La terapia metacognitiva si focalizza sui fattori che contribuiscono allo sviluppo del disturbo, tra cui le credenze negative riguardo la pericolosità e l’ incontrollabilità del rimuginio, le credenze metacognitive positive riguardo il rimuginio come modalità di coping efficace e alcuni aspetti comportamentali quali i tentativi di evitare il rimuginio e di controllo dei propri pensieri. Quindi non si trattano i contenuti dell’ansia e del rimuginio di per sè ma le proprie credenze sul rimuginio e sui propri stati interni. Le tecniche spaziano dalla ristrutturazione cognitiva verbale alla detached mindfulness, a esperimenti comportamentali sulle funzioni del rimuginio e su modalità alternative di gestione del rimuginio.
La terapia focalizzata sull’intolleranza dell’ incertezza interviene invece sulla diminuzione dell’ansia e del rimuginio aiutando i pazienti a migliorare la capacità di tollerare, affrontare e accettare l’inevitabile incertezza insista nella quotidianità (Dugas & Robichaud, 2007).
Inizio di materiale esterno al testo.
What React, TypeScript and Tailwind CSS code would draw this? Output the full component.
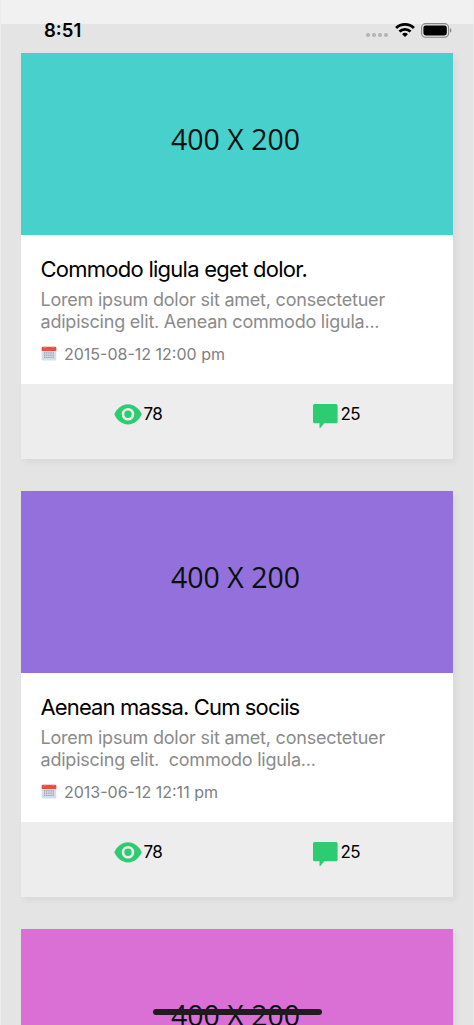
import type { ReactNode } from 'react';

interface Post {
  id: number;
  title: string;
  lines: string[];
  date: string;
  color: string;
  titleSpacing: string;
}

const posts: Post[] = [
  {
    id: 1,
    title: 'Commodo ligula eget dolor.',
    lines: ['Lorem ipsum dolor sit amet, consectetuer', 'adipiscing elit. Aenean commodo ligula...'],
    date: '2015-08-12 12:00 pm',
    color: 'bg-[#48d1cc]',
    titleSpacing: 'tracking-[-0.74px]',
  },
  {
    id: 2,
    title: 'Aenean massa. Cum sociis',
    lines: ['Lorem ipsum dolor sit amet, consectetuer', 'adipiscing elit.\u00a0 commodo ligula...'],
    date: '2013-06-12 12:11 pm',
    color: 'bg-[#9370db]',
    titleSpacing: 'tracking-[-0.86px]',
  },
  {
    id: 3,
    title: 'Aenean massa. Cum sociis',
    lines: ['Lorem ipsum dolor sit amet, consectetuer', 'adipiscing elit. Aenean commodo ligula...'],
    date: '2013-06-12 12:11 pm',
    color: 'bg-[#da70d6]',
    titleSpacing: 'tracking-[-0.86px]',
  },
];

function WifiIcon() {
  return (
    <svg width="20" height="14" viewBox="0 0 20 14" fill="none" stroke="#000" strokeWidth="2.8">
      <path d="M1.1 5a12.8 12.8 0 0 1 17.8 0" />
      <path d="M4.4 8.5a8.2 8.2 0 0 1 11.2 0" />
      <path d="M10 13.9 7.1 11.2a4.2 4.2 0 0 1 5.8 0z" fill="#000" stroke="none" />
    </svg>
  );
}

function BatteryIcon() {
  return (
    <svg width="32" height="15" viewBox="0 0 32 15">
      <rect x="0.6" y="0.6" width="27" height="13.6" rx="4" fill="none" stroke="#858585" strokeWidth="1.1" />
      <rect x="2.4" y="2.4" width="23.4" height="10" rx="2.3" fill="#000" />
      <path d="M29 5.2c1.7.5 1.7 3.9 0 4.4z" fill="#777" />
    </svg>
  );
}

function CalendarIcon() {
  return (
    <svg width="16" height="16" viewBox="0 0 16 16">
      <rect x="0.7" y="2" width="14.6" height="12.6" rx="1" fill="#d3dfe6" />
      <path d="M.7 1.8q0-1 1-1h12.6q1 0 1 1V5H.7z" fill="#e94f41" />
      <path d="M4 0v1.8M12 0v1.8" stroke="#f6b6ae" strokeWidth="1" />
      <path d="M3 6.800h10M3 9.100h10M3 11.400h10" stroke="#8fa0ac" strokeWidth="1.3" strokeDasharray="1.3 0.85" />
    </svg>
  );
}

function EyeIcon() {
  return (
    <svg width="28" height="21" viewBox="0 0 28 21">
      <path
        d="M14 .2C7.800.2 2.700 4.600.300 10.300 2.700 16 7.800 20.400 14 20.400S25.300 16 27.700 10.300C25.300 4.600 20.200.2 14 .2z"
        fill="#2ecc71"
      />
      <circle cx="14" cy="10.3" r="5" fill="none" stroke="#ededed" strokeWidth="2.6" />
    </svg>
  );
}

function CommentIcon() {
  return (
    <svg width="26" height="26" viewBox="0 0 26 26">
      <path
        d="M1.5 0h21.600q1.500 0 1.500 1.500v16.200q0 1.500-1.500 1.500H11.200L7.600 23.800q-.7.700-1.100 0V19.200h-5Q0 19.200 0 17.700V1.500Q0 0 1.500 0z"
        fill="#2ecc71"
      />
    </svg>
  );
}

function Stat({ icon, value }: { icon: ReactNode; value: string }) {
  return (
    <div className="flex items-start gap-[1.5px]">
      {icon}
      <span className="-mt-0.5 text-[17px] leading-[24px] tracking-[-0.6px] text-black">{value}</span>
    </div>
  );
}

function PostCard({ post }: { post: Post }) {
  return (
    <article className="h-[406px] w-[432px] flex-none bg-[#ededed] shadow-[3px_3px_7px_rgba(0,0,0,.055)]">
      <div className={`flex h-[182px] items-center justify-center pr-[3px] pb-[11px] ${post.color}`}>
        <span className="font-['Open_Sans','Noto_Sans',sans-serif] text-[28.5px] leading-[40px] whitespace-nowrap text-[#07110f]">
          400 X 200
        </span>
      </div>
      <div className="h-[149px] bg-white px-[19.5px] pt-[19px]">
        <h2 className={`text-[22px] leading-[30px] whitespace-nowrap text-black ${post.titleSpacing}`}>{post.title}</h2>
        <div className="mt-[5px] text-[18px] leading-[22px] tracking-[-0.22px] whitespace-nowrap text-[#8b8b8b]">
          {post.lines.map((line) => (
            <p key={line}>{line}</p>
          ))}
        </div>
        <div className="mt-[9px] flex items-center gap-[7.5px] text-[16px] leading-[24px] text-[#808080]">
          <CalendarIcon />
          <span>{post.date}</span>
        </div>
      </div>
      <div className="flex pt-5">
        <div className="w-[198px] pl-[93px]">
          <Stat icon={<EyeIcon />} value="78" />
        </div>
        <div className="pl-[94px]">
          <Stat icon={<CommentIcon />} value="25" />
        </div>
      </div>
    </article>
  );
}

export default function App() {
  return (
    <div className="relative h-[1025px] w-[474px] overflow-hidden border-x border-[#ececec] bg-[#e4e4e4] font-['Inter','Liberation_Sans',sans-serif]">
      <div className="h-6 bg-[#f1f1f1]" />
      <main className="flex flex-col gap-8 pt-[29px] pl-5">
        {posts.map((post) => (
          <PostCard key={post.id} post={post} />
        ))}
      </main>

      <header className="absolute inset-x-0 top-5 flex h-5 items-center justify-between pr-5 pl-[43px]">
        <span className="text-[18.5px] leading-5 font-semibold">8:51</span>
        <div className="flex items-center">
          <div className="mt-[9px] mr-[7px] flex gap-0.5">
            {[0, 1, 2, 3].map((dot) => (
              <i key={dot} className="size-1 rounded-full bg-[#b3b3b3]" />
            ))}
          </div>
          <WifiIcon />
          <div className="ml-1.5">
            <BatteryIcon />
          </div>
        </div>
      </header>

      <div className="absolute top-[1009px] left-[152px] h-1.5 w-[169px] rounded-full bg-[#211b20]" />
    </div>
  );
}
Le strategie e le tecniche utilizzate includono ad esempio i training di consapevolezza dei propri stati ansiosi, le esposizioni in vivo e immaginative, le ristrutturazioni cognitive delle credenze irrazionali e gli esercizi di problem-solving.
Per la valutazione dell’efficacia dei diversi protocolli di trattamento sono state impiegati il Penn State Worry Questionnaire (PSWQ) e lo State Trait Anxiety Inventory (STAI-T).
Nella fase post-assessment e nel follow up (a sei mesi dal termine delle terapie) si sono registrati sostanziali miglioramenti in entrambe le condizioni di trattamento (terapia metacognitiva e terapia dell’intolleranza dell’incertezza) in tutte le variabili di outcome considerate. Cio’ significa che entrambi i protocolli hanno favorito un significativo e notevole miglioramento della sintomatologia del disturbo d’ansia generalizzato. Addirittura al termine della terapia il 91% dei pazienti trattati con terapia metacognitiva e l’80% dei pazienti sottoposti a terapia focalizzata sull’intolleranza all’incertezza non soddisfacevano più i criteri per la diagnosi di DAG nella fase di post-assessment.
Inoltre nel confronto tra le condizioni di terapia metacognitiva e terapia focalizzata sull’intolleranza all’incertezza i risultati indicano che la terapia metacognitiva avrebbe risultati anche migliori in termini di efficacia clinica, dimostrati da indici di effect size più elevati rispetto alla terapia sull’intolleranza all’incertezza sia nel post-assessment che nel follow-up.